One might then think to switch to rephrasing this problem as a multi-class classification instead. However, there is a clear ordering in the target variable and in particular, the distance between the predicted score G3 and the actual score is important. For example, suppose we have a student who is known to have a G3 score of 20 and two candidate classifiers. One classifier predicts a G3 score of 5, and another predicts a G3 score of 19. In classification, both of these errors are treated equally even though the second classifier is much closer to the truth than the first.

In summary, our problem is neither regression or classification. Our problem instead is that of ordinal regression, which can be viewed as a middle ground between the two. We wish to predict discrete labels while still respecting the relative nature of the labels themselves. Thus, a huge improvement to our analysis would be to switch to a better framework more suited for such a response.

Feature Engineering:

There were a number of features that could possibly have been represented in a more informative way. In particular, there were quite a few ordinal features (such as Dalc, Walc, and famrel) that were represented as numeric features ranging from 1 to 5. This was done to preserve the natural ordering of the features, but it is not necessarily true that each of the levels should be evenly spaced between them. It could be the case that the jump from level 1 to level 2, for example, is much larger than the jump between level 4 and 5.
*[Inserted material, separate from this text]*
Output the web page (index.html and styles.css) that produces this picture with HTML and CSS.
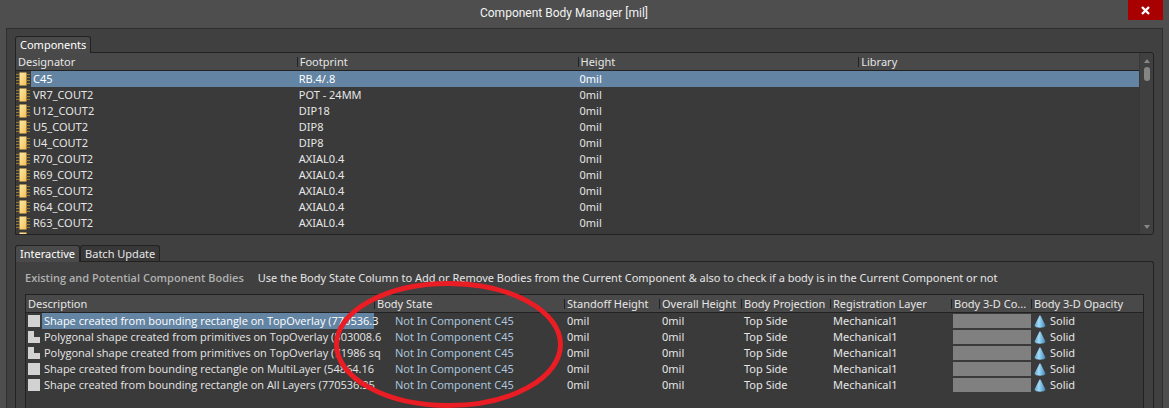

A possible avenue to explore could be to make use of polynomial contrasts to account for this possibility.

Using Variable Importance Scores:

There are some problems associated with using variable importance scores to assess predictive performance, especially when features are collinear. Features that carry large amounts of the same information tend to get their importance scores “shared” between them. Intuitively, features that are nearly identical in information can be randomly chosen between them without any loss in model performance. The practical consequence of this is that some of the features have scores that are potentially much lower than they should be.

Variable importance scores can be corrected for this phenomenon and this may be worth exploring in the future.

References

Buitinck, Lars, Gilles Louppe, Mathieu Blondel, Fabian Pedregosa, Andreas Mueller, Olivier Grisel, Vlad Niculae, et al. 2013. “API Design for Machine Learning Software: Experiences from the Scikit-Learn Project.” In ECML Pkdd Workshop: Languages for Data Mining and Machine Learning, 108–22.

Chen, Tianqi, and Carlos Guestrin. 2016. “XGBoost: A Scalable Tree Boosting System.” In Proceedings of the 22nd Acm Sigkdd International Conference on Knowledge Discovery and Data Mining, 785–94. KDD ’16. New York, NY, USA: ACM. https://doi.org/10.1145/2939672.2939785.

Cortez, Paulo. 2014. “UCI Machine Learning Repository.” University of California, Irvine, School of Information; Computer Sciences. http://archive.ics.uci.edu/ml.

Cortez, P., and A. Silva. 2008. “Using Data Mining to Predict Secondary School Student Performance.” In Proceedings of 5th Future Business Technology Conference, edited by A. Brito and J. Teixeira, 1905:5–12. FUBUTEC. https://doi.org/978-9077381-39-7.

Ke, Guolin, Qi Meng, Thomas Finley, Taifeng Wang, Wei Chen, Weidong Ma, Qiwei Ye, and Tie-Yan Liu. 2017. “LightGBM: A Highly Efficient Gradient Boosting Decision Tree.” In NIPS.

Nogueira, Fernando. 2017. Bayesian Optimization: Pure Python Implementation of Bayesian Global Optimization with Gaussian Processes. https://github.com/fmfn/BayesianOptimization.